I spent a lot of time with my grandfather. Looking back it appears that my mother’s time away from her students also meant time away from my sister and I. Most of these vacations were in Beamsville with my grandparents. This is where I learned how to can and preserve. Likely where I picked up some gardening skills.
Grandpa used to take us hiking on the early stretches of the Bruce Trail and talked to us about the land. He was concerned about the surge of development that followed the ‘new’ highway (the QEW) through the Niagara Region. He spoke about the need to preserve farmland before anyone else was talking about it.
He told great stories. Some were a bit scandalous – like how he and his brothers couldn’t afford tobacco so they dried the leaves of wild hemp and smoked that. They used to get woozy in the head and often fell down but it was great fun. My mother didn’t appreciate it when we went home and told her about grandpa’s experiences smoking pot as a boy.

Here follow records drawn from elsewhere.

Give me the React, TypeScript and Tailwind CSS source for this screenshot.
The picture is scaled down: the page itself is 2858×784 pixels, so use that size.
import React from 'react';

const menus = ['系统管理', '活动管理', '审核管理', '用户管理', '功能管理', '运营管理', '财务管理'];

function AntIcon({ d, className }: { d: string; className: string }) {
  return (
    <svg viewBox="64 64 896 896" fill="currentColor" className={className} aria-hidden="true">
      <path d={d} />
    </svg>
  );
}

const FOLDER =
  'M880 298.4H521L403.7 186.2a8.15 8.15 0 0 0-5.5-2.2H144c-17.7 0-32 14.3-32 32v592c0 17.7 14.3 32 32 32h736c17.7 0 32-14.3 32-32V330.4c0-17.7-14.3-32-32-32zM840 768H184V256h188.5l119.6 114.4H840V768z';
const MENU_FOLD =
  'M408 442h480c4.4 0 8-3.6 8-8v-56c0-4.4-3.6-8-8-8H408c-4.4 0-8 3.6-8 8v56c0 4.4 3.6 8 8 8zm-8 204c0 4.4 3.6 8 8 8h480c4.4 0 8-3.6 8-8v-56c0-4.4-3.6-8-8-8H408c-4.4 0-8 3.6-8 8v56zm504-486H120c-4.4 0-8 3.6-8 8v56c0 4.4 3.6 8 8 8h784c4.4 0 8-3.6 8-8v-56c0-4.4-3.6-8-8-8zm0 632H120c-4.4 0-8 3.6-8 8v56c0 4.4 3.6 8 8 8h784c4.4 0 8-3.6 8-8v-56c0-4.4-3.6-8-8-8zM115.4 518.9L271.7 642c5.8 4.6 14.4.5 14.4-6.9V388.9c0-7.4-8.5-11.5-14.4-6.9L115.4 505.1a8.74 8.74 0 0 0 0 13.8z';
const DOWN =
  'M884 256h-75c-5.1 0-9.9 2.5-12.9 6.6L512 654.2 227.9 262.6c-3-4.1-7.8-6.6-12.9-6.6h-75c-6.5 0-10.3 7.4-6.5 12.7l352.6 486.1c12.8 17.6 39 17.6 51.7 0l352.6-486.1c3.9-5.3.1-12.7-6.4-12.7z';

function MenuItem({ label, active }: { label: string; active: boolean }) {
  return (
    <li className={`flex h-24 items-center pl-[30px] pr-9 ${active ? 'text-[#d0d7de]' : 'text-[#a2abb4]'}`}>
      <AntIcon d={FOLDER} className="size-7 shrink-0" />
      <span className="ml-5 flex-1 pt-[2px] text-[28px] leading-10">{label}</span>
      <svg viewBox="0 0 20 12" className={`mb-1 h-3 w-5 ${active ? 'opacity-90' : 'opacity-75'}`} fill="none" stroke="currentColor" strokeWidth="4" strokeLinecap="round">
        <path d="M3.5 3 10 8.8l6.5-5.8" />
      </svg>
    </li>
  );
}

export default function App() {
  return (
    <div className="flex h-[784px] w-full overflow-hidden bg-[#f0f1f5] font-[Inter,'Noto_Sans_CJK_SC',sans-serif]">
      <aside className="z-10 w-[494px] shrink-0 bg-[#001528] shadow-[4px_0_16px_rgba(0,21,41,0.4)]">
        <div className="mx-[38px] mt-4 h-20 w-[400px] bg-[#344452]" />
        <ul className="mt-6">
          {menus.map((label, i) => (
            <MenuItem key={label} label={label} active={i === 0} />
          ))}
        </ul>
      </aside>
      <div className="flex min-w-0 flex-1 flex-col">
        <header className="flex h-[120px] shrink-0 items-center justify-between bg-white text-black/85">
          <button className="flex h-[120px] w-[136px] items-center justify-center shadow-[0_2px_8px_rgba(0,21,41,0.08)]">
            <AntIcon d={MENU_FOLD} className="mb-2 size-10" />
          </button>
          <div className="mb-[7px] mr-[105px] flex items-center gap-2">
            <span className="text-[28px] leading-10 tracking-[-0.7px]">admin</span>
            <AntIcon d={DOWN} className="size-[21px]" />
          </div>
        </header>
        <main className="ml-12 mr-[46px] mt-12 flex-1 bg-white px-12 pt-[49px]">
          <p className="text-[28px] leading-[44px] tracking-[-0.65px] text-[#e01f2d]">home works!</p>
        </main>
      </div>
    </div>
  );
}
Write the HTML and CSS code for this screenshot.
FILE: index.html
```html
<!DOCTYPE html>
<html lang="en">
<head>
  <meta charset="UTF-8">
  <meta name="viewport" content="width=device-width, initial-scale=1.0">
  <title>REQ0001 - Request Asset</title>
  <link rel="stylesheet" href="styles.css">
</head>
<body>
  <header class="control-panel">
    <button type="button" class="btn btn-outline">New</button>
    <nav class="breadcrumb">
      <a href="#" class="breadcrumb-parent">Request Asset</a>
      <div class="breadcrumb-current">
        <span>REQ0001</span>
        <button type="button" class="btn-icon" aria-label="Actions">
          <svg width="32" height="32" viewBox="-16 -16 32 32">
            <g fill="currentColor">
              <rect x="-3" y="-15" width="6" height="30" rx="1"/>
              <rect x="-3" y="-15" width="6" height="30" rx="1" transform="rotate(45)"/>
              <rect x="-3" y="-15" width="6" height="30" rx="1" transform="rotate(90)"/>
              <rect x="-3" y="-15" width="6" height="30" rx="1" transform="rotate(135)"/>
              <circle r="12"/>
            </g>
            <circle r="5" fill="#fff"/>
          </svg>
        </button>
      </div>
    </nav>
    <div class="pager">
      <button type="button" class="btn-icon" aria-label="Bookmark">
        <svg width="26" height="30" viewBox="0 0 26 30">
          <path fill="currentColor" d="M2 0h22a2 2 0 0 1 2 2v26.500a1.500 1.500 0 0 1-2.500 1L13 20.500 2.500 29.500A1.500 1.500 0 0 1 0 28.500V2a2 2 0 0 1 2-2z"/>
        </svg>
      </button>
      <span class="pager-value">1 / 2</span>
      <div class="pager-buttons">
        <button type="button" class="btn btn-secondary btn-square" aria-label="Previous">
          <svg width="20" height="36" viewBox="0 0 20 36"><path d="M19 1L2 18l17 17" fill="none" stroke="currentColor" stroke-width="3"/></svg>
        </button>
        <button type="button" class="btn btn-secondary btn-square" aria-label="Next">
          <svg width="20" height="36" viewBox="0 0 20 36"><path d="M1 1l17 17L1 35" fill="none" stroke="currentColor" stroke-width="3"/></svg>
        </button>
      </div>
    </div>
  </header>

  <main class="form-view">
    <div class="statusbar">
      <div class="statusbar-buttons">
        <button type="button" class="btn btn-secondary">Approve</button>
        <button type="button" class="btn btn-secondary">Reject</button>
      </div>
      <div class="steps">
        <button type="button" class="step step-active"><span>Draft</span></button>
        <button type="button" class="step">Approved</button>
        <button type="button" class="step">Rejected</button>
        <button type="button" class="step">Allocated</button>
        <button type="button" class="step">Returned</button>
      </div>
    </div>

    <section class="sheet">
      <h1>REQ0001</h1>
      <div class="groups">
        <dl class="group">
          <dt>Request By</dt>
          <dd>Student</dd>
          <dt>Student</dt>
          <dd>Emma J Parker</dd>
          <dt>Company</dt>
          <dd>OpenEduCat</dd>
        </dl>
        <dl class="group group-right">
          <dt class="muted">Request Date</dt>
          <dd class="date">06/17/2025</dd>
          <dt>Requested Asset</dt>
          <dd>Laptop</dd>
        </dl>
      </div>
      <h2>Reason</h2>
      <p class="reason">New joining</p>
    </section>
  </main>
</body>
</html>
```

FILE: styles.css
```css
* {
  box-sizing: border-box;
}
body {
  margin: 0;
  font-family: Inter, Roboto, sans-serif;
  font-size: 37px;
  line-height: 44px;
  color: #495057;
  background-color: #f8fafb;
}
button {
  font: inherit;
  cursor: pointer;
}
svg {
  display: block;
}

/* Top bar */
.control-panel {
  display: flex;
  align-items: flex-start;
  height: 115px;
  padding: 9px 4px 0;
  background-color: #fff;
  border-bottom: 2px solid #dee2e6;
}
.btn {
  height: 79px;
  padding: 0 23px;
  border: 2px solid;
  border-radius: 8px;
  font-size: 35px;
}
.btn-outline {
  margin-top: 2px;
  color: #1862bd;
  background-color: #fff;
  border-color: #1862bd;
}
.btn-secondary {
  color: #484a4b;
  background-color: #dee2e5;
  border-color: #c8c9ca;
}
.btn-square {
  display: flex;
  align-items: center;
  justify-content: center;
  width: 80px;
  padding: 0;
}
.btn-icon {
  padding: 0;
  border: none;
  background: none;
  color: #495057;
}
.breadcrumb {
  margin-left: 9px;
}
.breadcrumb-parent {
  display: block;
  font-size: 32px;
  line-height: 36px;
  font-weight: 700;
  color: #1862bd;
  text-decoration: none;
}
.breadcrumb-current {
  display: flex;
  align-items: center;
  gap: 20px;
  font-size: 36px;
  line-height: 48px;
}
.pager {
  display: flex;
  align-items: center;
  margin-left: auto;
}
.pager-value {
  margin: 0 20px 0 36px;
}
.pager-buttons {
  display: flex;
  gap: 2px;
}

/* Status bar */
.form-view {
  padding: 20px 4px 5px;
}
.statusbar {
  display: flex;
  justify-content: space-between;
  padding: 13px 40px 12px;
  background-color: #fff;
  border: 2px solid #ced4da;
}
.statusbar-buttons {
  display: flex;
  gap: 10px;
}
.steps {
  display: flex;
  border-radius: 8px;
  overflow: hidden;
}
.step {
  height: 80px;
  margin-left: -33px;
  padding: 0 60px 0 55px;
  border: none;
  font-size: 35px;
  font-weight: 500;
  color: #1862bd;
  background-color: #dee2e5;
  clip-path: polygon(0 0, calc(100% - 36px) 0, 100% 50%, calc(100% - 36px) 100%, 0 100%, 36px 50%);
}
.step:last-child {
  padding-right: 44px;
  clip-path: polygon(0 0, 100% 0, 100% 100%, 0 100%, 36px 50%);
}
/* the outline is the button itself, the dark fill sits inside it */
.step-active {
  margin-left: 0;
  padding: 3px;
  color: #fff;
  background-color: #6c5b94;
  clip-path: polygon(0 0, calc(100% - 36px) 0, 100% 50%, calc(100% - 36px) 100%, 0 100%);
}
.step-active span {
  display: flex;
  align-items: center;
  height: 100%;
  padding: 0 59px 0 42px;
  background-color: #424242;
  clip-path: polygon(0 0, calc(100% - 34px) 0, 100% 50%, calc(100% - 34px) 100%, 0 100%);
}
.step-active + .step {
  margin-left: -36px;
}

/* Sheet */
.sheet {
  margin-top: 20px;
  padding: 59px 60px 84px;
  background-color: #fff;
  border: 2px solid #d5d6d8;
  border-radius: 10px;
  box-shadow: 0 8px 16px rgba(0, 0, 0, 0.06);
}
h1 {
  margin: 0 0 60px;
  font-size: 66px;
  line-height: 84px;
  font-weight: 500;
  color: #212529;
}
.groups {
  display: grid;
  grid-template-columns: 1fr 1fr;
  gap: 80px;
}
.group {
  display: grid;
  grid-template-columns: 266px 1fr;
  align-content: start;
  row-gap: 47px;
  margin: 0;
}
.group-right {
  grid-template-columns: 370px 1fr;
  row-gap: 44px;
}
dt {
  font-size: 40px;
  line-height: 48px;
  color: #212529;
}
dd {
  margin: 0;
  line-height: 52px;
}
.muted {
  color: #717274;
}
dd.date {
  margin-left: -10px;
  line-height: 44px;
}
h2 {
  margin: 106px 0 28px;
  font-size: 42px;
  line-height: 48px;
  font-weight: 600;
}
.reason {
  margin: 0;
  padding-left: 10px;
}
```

He had a story from the war years about how he helped capture a German soy while on leave in Paris. Somewhere in mom’s safety deposit box is a gold coin he was given for his effort.
So many stories.
Yesterday when I was cleaning out the den in preparation of our move I found this CD:
Before my grandfather died my mother borrowed a cassette recorder from school and recorded my grandfather telling his stories. Years later my cousin digitized the stories. When my mother gave me this CD I bet I sort of shrugged my shoulders and put it aside. I had never listened to it. At that point life was more about living for today than stories from the past.
Yesterday I hooked up a CD drive to my lap top. Put the disk in and was transported back to my childhood . . . sitting on the ground under the willow tree while my grandfather told stories.
This is why I am glad that I am moving at this point in my life. If I went through the culling process years ago I know much of the family history would have been tossed aside. Things that didn’t matter in the long run would have been kept. At 58 my perspective has changed. I have a greater appreciation for family history and those wonderful stories my grandfather told.